Josh Vs. Depression: Day 14


I think that could be it for the whole blog.

There’s a link between the times when my depression flares and the times when I fail at something. AKA, I’m failing every day.

If I succeed at something, I’m happy about it for about five minutes. If I fail at something, the fallout can last up to two years. I’ve read about the importance of failure. I understand, on an intellectual level, that failure is required in order for us to learn. On an emotional level, I want perfection NOW!

I believe I tie my identity to success. I’ve wrapped my entire life around trying to get approval from others, and on trying to be the best.

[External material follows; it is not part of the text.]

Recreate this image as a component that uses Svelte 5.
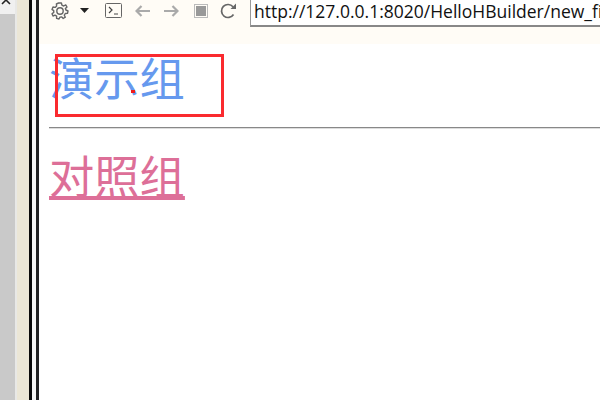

But if I remove that from the equation, then who am I?

As a card-carrying adult child of an alcoholic, I have discovered that this intense desire for approval comes with the territory. “We seek approval and lose our identity in the process.” So I ask myself again – if I remove approval from the equation, who am I?”

According to the movie Total Recall (the Schwarzenegger version) – we are defined by what we do, not by “who we are.” That is to say, we are the sum of our actions. I can have all the different kind of emotional responses I want if somebody cuts me off in traffic, but the action I take (driving on vs taking out a bazooka and blowing the car into the next ice age) determines who I am as a person. I don’t currently own a bazooka, nor would I trust myself to be able to aim it properly.

All this is fine and dandy – but surely the emotions I feel mean something. Surely the sadness and the anger is — perhaps not tangible — but it exists. So that has to be a part of me as well, doesn’t it?

I’ve often asked myself if I could just turn depression off. Right there, in the moment, could I just snap my fingers and not be depressed – do I have that ability? There are a lot of people out there who would say “yes,” and they would smile and beam with positivity. How much is a bazooka?

But I haven’t answered my own question. Who am I? What is my identity? I’m a huge sci fi fan, but is it because science fiction represents an escape – an escape from depression? If I remove depression from my life, will I no longer be interested in science fiction? Will I suddenly have a desire to watch Mad Men? I find myself suddenly afraid of letting go of depression. Depression is what led me to the glory and beauty of the Enterprise E, the most advanced Starship in Starfleet, designed to fight the Borg.